- [What is asked] Extract every line that contains the word "index".
++++++++++++++++++++
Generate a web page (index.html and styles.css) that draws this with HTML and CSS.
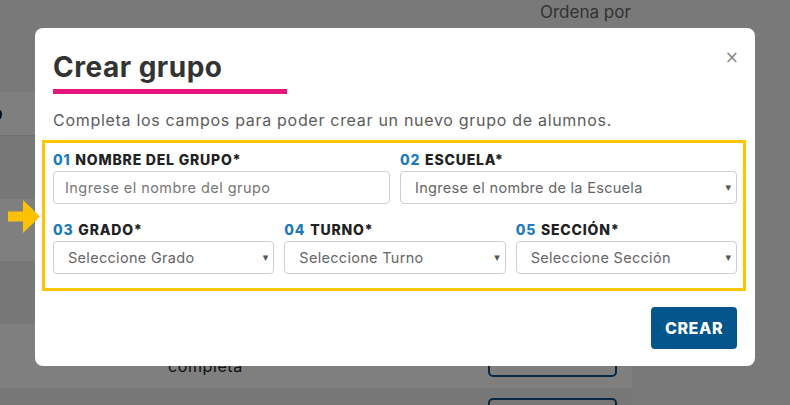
FILE: index.html
```html
<!DOCTYPE html>
<html lang="es">
<head>
<meta charset="utf-8">
<title>Crear grupo</title>
<link rel="stylesheet" href="styles.css">
</head>
<body>
<div class="page">
  <div class="topbar"><span class="sort">Ordena por</span></div>
  <div class="table">
    <div class="row head"><span class="cell-b">o</span></div>
    <div class="row alt"><span class="cell">o</span></div>
    <div class="row"><span class="cell">o</span></div>
    <div class="row alt"></div>
    <div class="row tall"><span class="cell"></span><span class="txt">completa</span><span class="obtn first"></span></div>
    <div class="row alt tall"><span class="cell"></span><span class="txt"></span><span class="obtn second"></span></div>
  </div>
</div>

<div class="overlay">
  <div class="modal">
    <button class="close" aria-label="Cerrar">×</button>
    <h1 class="title">Crear grupo</h1>
    <div class="bar"></div>
    <p class="lead">Completa los campos para poder crear un nuevo grupo de alumnos.</p>
    <div class="fields">
      <div class="row2">
        <div class="field">
          <label><span class="num">01</span> NOMBRE DEL GRUPO*</label>
          <div class="input">Ingrese el nombre del grupo</div>
        </div>
        <div class="field">
          <label><span class="num">02</span> ESCUELA*</label>
          <div class="input select">Ingrese el nombre de la Escuela<span class="caret">▾</span></div>
        </div>
      </div>
      <div class="row3">
        <div class="field">
          <label><span class="num">03</span> GRADO*</label>
          <div class="input select">Seleccione Grado<span class="caret">▾</span></div>
        </div>
        <div class="field">
          <label><span class="num">04</span> TURNO*</label>
          <div class="input select">Seleccione Turno<span class="caret">▾</span></div>
        </div>
        <div class="field">
          <label><span class="num">05</span> SECCIÓN*</label>
          <div class="input select">Seleccione Sección<span class="caret">▾</span></div>
        </div>
      </div>
    </div>
    <div class="actions"><button class="crear">CREAR</button></div>
  </div>
  <svg class="pointer" width="32" height="33" viewBox="0 0 32 33"><path d="M0 11.5h15V0l17 16.5L15 33V21.5H0z" fill="#fcc100"/></svg>
</div>
</body>
</html>
```

FILE: styles.css
```css
html, body {
  margin: 0;
  padding: 0;
}
body {
  width: 790px;
  height: 405px;
  overflow: hidden;
  background: #f3f3f3;
  font-family: Inter, "DejaVu Sans", sans-serif;
  position: relative;
}
.page {
  width: 790px;
  height: 405px;
  overflow: hidden;
}
.topbar {
  height: 92px;
  display: flex;
  padding-left: 540px;
  box-sizing: border-box;
}
.sort {
  color: #666;
  font-size: 17px;
  line-height: 24px;
}
.table {
  width: 632px;
  display: flex;
  flex-direction: column;
}
.row {
  height: 62px;
  background: #fff;
  display: flex;
  align-items: center;
  flex: none;
}
.row.head {
  height: 43px;
  border-bottom: 1px solid #e0e0e0;
}
.row.alt { background: #efefef; height: 63px; }
.row.tall { height: 64px; }
.cell-b, .cell {
  width: 20px;
  margin-left: -9px;
  color: #111;
  font-size: 16px;
}
.cell-b { font-weight: 700; font-size: 19px; }
.txt {
  margin-left: 157px;
  width: 300px;
  color: #222;
  font-size: 16px;
  letter-spacing: 0.6px;
  align-self: flex-end;
  padding-bottom: 12px;
}
.obtn {
  margin-left: 20px;
  width: 129px;
  height: 36px;
  border: 2px solid #134f80;
  border-radius: 5px;
  box-sizing: border-box;
  align-self: flex-start;
}
.obtn.first { margin-top: 17px; }
.obtn.second { margin-top: 10px; }
.overlay {
  position: absolute;
  inset: 0;
  background: rgba(0, 0, 0, 0.5);
  display: flex;
  justify-content: center;
  align-items: flex-start;
  padding-top: 28px;
}
.pointer {
  position: absolute;
  left: 8px;
  top: 200px;
  z-index: 2;
}
.modal {
  position: relative;
  width: 720px;
  height: 338px;
  background: #fff;
  border-radius: 8px;
  box-sizing: border-box;
  padding: 20px 9px 0 7px;
  display: flex;
  flex-direction: column;
}
.close {
  position: absolute;
  right: 16px;
  top: 19px;
  border: 0;
  background: none;
  color: #8a8a8a;
  font-size: 17px;
  padding: 0;
  font-family: "DejaVu Sans", sans-serif;
  line-height: 20px;
}
.title {
  margin: 0 0 0 11px;
  font-size: 28px;
  font-weight: 700;
  letter-spacing: 0.5px;
  color: #333;
  line-height: 38px;
}
.bar {
  margin: 3px 0 0 11px;
  width: 234px;
  height: 5px;
  background: #e6167f;
}
.lead {
  margin: 14px 0 0 11px;
  font-size: 16px;
  letter-spacing: 0.7px;
  color: #5c5c5c;
  line-height: 24px;
}
.fields {
  margin-top: 8px;
  border: 3px solid #fec602;
  height: 151px;
  box-sizing: border-box;
  padding: 8px 6px 0 8px;
  display: flex;
  flex-direction: column;
  gap: 17px;
}
.row2 {
  display: grid;
  grid-template-columns: 1fr 1fr;
  gap: 10px;
}
.row3 {
  display: grid;
  grid-template-columns: 1fr 1fr 1fr;
  gap: 10px;
}
.field {
  display: flex;
  flex-direction: column;
  gap: 2px;
}
label {
  font-size: 14px;
  font-weight: 800;
  letter-spacing: 0.8px;
  color: #222;
  line-height: 18px;
}
.num { color: #1c7bc0; margin-right: 1px; }
.input {
  height: 33px;
  border: 1px solid #cfcfcf;
  border-radius: 4px;
  box-sizing: border-box;
  padding: 0 11px;
  display: flex;
  align-items: center;
  font-size: 14.5px;
  letter-spacing: 0.45px;
  color: #777;
  position: relative;
}
.select { padding-left: 14px; color: #666; letter-spacing: 0.3px; }
.caret {
  position: absolute;
  right: 5px;
  top: 8px;
  font-size: 11px;
  color: #555;
  letter-spacing: 0;
}
.actions {
  display: flex;
  justify-content: flex-end;
  margin-top: 16px;
  margin-right: 9px;
}
.crear {
  width: 86px;
  height: 42px;
  background: #03568c;
  color: #fff;
  border: 0;
  border-radius: 4px;
  font-family: Inter, "DejaVu Sans", sans-serif;
  font-weight: 800;
  font-size: 16px;
  letter-spacing: 0.6px;
}
```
++++++++++++++++++++
- [Solution for this exercise]
Generate a web page (index.html and styles.css) that draws this with HTML and CSS.
FILE: index.html
  z-index: 2;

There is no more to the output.